Third-party politicians have had little success since George Wallace’s 45 electoral votes almost threw the 1968 U.S. presidential election into the House of Representatives.
But what if?
However, the last five years have given us dramatic proof of the open flank of that argument: What if one of the major two political powers in the U.S. becomes a dedicated vehicle for authoritarian and right-wing interests?
If that effort has been well-prepared – and it is (see the decades-long effort to undermine the U.S. judicial system through the selection of judges) – and if it is massively funded by the unlimited large political donations now legal in this country, the conclusion is inescapable.

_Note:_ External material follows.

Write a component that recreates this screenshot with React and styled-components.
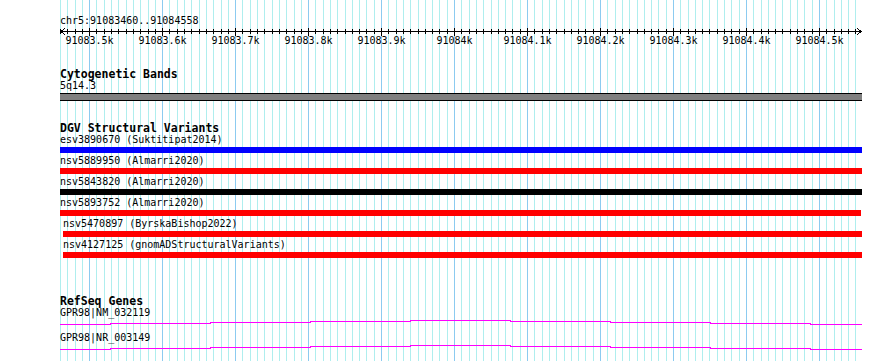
import React from 'react';
import styled, { createGlobalStyle } from 'styled-components';

const START = 91083460;
const END = 91084558;
const LEFT = 60;
const WIDTH = 802;
const BP = WIDTH / (END - START + 1);

const toX = (pos) => LEFT + (pos - START) * BP;

const gridLines = [];
for (let p = START; p <= END; p += 10) {
  gridLines.push({ x: Math.round(toX(p)) + 0.5, major: p % 100 === 0 });
}

const majorTicks = [];
for (let p = Math.ceil(START / 100) * 100; p <= END; p += 100) {
  majorTicks.push({ x: Math.round(toX(p)) + 0.5, label: `${(p / 1000).toFixed(p % 1000 === 0 ? 0 : 1)}k` });
}

const variants = [
  { name: 'esv3890670 (Suktitipat2014)', color: '#0000ff', offset: 0 },
  { name: 'nsv5889950 (Almarri2020)', color: '#ff0000', offset: 0 },
  { name: 'nsv5843820 (Almarri2020)', color: '#000000', offset: 0 },
  { name: 'nsv5893752 (Almarri2020)', color: '#ff0000', offset: 0, trim: 1 },
  { name: 'nsv5470897 (ByrskaBishop2022)', color: '#ff0000', offset: 3 },
  { name: 'nsv4127125 (gnomADStructuralVariants)', color: '#ff0000', offset: 3 },
];

const genes = ['GPR98|NM_032119', 'GPR98|NR_003149'];

// exon-ish steps of the transcript line, every 100px
const geneSteps = [5, 4, 3, 2, 1, 2, 3, 4, 5];

const GlobalStyle = createGlobalStyle`
  html, body {
    margin: 0;
    padding: 0;
    background: #ffffff;
  }
  body {
    font-family: "DejaVu Sans Mono", "Liberation Mono", monospace;
  }
`;

const Page = styled.div`
  position: relative;
  width: 890px;
  height: 361px;
  overflow: hidden;
  background: #ffffff;
`;

const Grid = styled.svg`
  position: absolute;
  top: 0;
  left: 0;
  z-index: 0;
`;

const Tracks = styled.div`
  position: relative;
  z-index: 1;
  display: flex;
  flex-direction: column;
  padding: 15px 0 0 ${LEFT}px;
`;

const Location = styled.div`
  font-size: 10px;
  line-height: 12px;
  height: 12px;
  color: #000;
`;

const Ruler = styled.svg`
  display: block;
  margin-left: -${LEFT}px;
  margin-bottom: 15px;
  font-family: "DejaVu Sans Mono", "Liberation Mono", monospace;
  font-size: 10px;
`;

const Track = styled.section`
  display: flex;
  flex-direction: column;
  margin-bottom: ${(p) => p.$after || 0}px;
`;

const TrackTitle = styled.h3`
  margin: 0;
  font-size: 11.5px;
  line-height: 12px;
  height: 12px;
  font-weight: 700;
  color: #000;
`;

const Feature = styled.div`
  display: flex;
  flex-direction: column;
  padding-left: ${(p) => p.$offset || 0}px;
  margin-bottom: ${(p) => p.$gap || 0}px;
`;

const FeatureLabel = styled.div`
  font-size: 10px;
  line-height: 12px;
  height: 12px;
  color: #000;
  white-space: nowrap;
`;

const Bar = styled.div`
  margin-top: 1px;
  height: ${(p) => p.$height || 6}px;
  width: ${(p) => WIDTH - (p.$offset || 0) - (p.$trim || 0)}px;
  background: ${(p) => p.$color};
  box-sizing: border-box;
`;

const BandBar = styled(Bar)`
  border-top: 1px solid #000;
  border-bottom: 1px solid #000;
`;

const GeneLine = styled.svg`
  display: block;
`;

function GridBackground() {
  return (
    <Grid width="890" height="361" shapeRendering="crispEdges">
      {gridLines.map((l, i) => (
        <line
          key={i}
          x1={l.x}
          x2={l.x}
          y1="0"
          y2="361"
          stroke={l.major ? '#8ccbf0' : '#afeeee'}
          strokeWidth="1"
        />
      ))}
    </Grid>
  );
}

function Axis() {
  const right = LEFT + WIDTH;
  return (
    <Ruler width="890" height="26" shapeRendering="crispEdges">
      <line x1={LEFT} x2={right} y1="4.5" y2="4.5" stroke="#000" />
      <polyline points={`${LEFT + 5},1.5 ${LEFT + 0.5},4.5 ${LEFT + 5},7.5`} fill="none" stroke="#000" />
      <polyline points={`${right - 5},1.5 ${right - 0.5},4.5 ${right - 5},7.5`} fill="none" stroke="#000" />
      {gridLines.map((l, i) => (
        <line
          key={i}
          x1={l.x}
          x2={l.x}
          y1={l.major ? 1 : 2}
          y2={l.major ? 9 : 7}
          stroke="#000"
        />
      ))}
      {majorTicks.map((t) => (
        <text key={t.label} x={t.x} y="16.5" textAnchor="middle" fill="#000">
          {t.label}
        </text>
      ))}
    </Ruler>
  );
}

function Transcript() {
  const pts = [];
  geneSteps.forEach((y, i) => {
    const x1 = i === 0 ? 0 : 50 + (i - 1) * 100;
    const x2 = Math.min(50 + i * 100, WIDTH);
    pts.push(`${x1},${y + 0.5}`, `${x2},${y + 0.5}`);
  });
  return (
    <GeneLine width={WIDTH} height="13" shapeRendering="crispEdges">
      <polyline points={pts.join(' ')} fill="none" stroke="#ff00ff" strokeWidth="1" />
    </GeneLine>
  );
}

export default function App() {
  return (
    <>
      <GlobalStyle />
      <Page>
        <GridBackground />
        <Tracks>
          <Location>chr5:91083460..91084558</Location>
          <Axis />

          <Track $after={21}>
            <TrackTitle>Cytogenetic Bands</TrackTitle>
            <Feature>
              <FeatureLabel>5q14.3</FeatureLabel>
              <BandBar $color="#808080" $height={8} />
            </Feature>
          </Track>

          <Track $after={37}>
            <TrackTitle>DGV Structural Variants</TrackTitle>
            {variants.map((v, i) => (
              <Feature key={v.name} $offset={v.offset} $gap={i < variants.length - 1 ? 2 : 0}>
                <FeatureLabel>{v.name}</FeatureLabel>
                <Bar $color={v.color} $offset={v.offset} $trim={v.trim} />
              </Feature>
            ))}
          </Track>

          <Track>
            <TrackTitle>RefSeq Genes</TrackTitle>
            {genes.map((g) => (
              <Feature key={g}>
                <FeatureLabel>{g}</FeatureLabel>
                <Transcript />
              </Feature>
            ))}
          </Track>
        </Tracks>
      </Page>
    </>
  );
}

The U.S. political system thus offers an effective alternative means for proto-fascists to seize the reins of government.
Republicans aren’t shy at all
In exchange for tax cuts for the wealthy and corporations, which happens to be their only actual policy plank, Republicans have accepted authoritarian control of their party and blind obedience to its leader.
In the end, the once-proud Republican Party even failed to condemn insurrection and the attempted destruction of the U.S. Congress by its seditious leader, essentially accepting violence and intimidation as a political strategy.
It has thus sold out all the principles that were essential to the formation of the American Republic.
House-cleaning, Republican style
Dissenters are purged from the shell of the Republican party. Those who remain are intimidated into acquiescence to authoritarian goals and into blind loyalty to a charismatic if deranged leader.
Virtually all inside the Republican “tent” are now content to ignore long-established democratic norms.
Conclusion
The U.S.’s 2020s are not Europe’s 1930s. And yet, they increasingly are.
European history has shown the ability of right-wing nationalist groups to gain political power by legitimate electoral means, then to use it to that power to subvert those democratic institutions to attain unchallenged authority.
The storming of the U.S. Capitol and occupation of various state capitols shows how easily the violent right can be mobilized using social media and broadcast propaganda outlets.
The politicization and weaponization of anti-vaccine rhetoric, in defiance of a lethal COVID-19 pandemic, also shows the power of this propaganda. The latter also happens to be the bridge to the hard-right movements in Europe.
Takeaways
Democratic constitutions and traditions cannot in themselves ensure the survival of democracy.
The Republicans’ agenda, to continue to entrench minority rule, strengthens the hand of those forces internationally who question the relevance and reliability of democracy.
In Europe, the multi-party parliamentary system allows radical right parties to gain political representation. In contrast, The US with its two-party system does not support that direct route to political representation and power.
What if one of the major two political powers in the U.S. becomes a dedicated vehicle for authoritarian and right-wing interests?
The once-proud Republican Party even failed to condemn the attempted destruction of the U.S. Congress, thus selling out all the principles that were essential to the formation of the American Republic.
The U.S.’s 2020s are not Europe’s 1930s. And yet, they increasingly are.